もちろん、「自閉症」や「視覚障害者」と言われたことは、彼女は素直に受け入れ、生き方に前向きに取り入れている。そんな気がします。
南さんは、生活費を稼ぐために南さんは介護職として仕事をしていますが、その忙しい合間に格闘技団体マネージャーとしてのボランティア活動もしています。いやそれだけではありません。困っている人がいたら、支援活動までしている。自分のやりたいことをするために借金までして資格を取り、人生を豊かにしようとしている。
ちなみに、みんなの前で今回のような話をするのは初めてだったそうです。サロンの後、南さんは思い切って話すことであそこまで反応をもらえるとは思っていなかったと言ってきました。そして、「思い切って話すこと」で、自分自身にも変化が起きそうな気がする、とも。まさに南さんらしいです。

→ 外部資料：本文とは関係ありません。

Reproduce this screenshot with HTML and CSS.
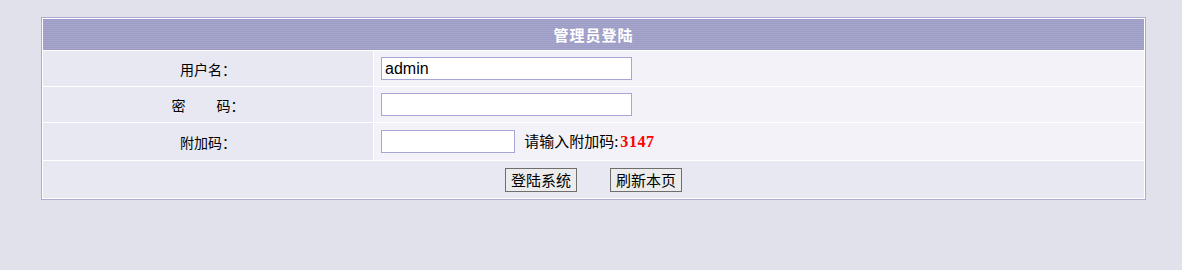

南さんの話したことは、ほとんど何も報告できませんでしたが、南さんからのメッセージは少し伝わったでしょうか。参加者はそれぞれに感ずるものがあったと思います。
最後に南さんに、今回、みんなに一番言いたいことは何かと訊きました。南さんは、みんながもっとおかしなことに声をあげてほしい。そうなれば社会は変わっていくだろう」と応えてくれました。私もまったく同感です。
自分の世界に閉じこもらずに、社会に向けて声をあげていきたい。そう思います。
南さんは、今度は白杖を持って歩いている視覚障害者「弱視の南」として話すサロンをやってもいいと言ってくれています。
6月にまた南さんのサロンを企画したいと思います。
参加された方、もしよかったら感想などを投稿してください。
南さんはもっとたくさんのメッセージを発していたはずですが、私が受け止められたのはほんの一部でしかありませんので。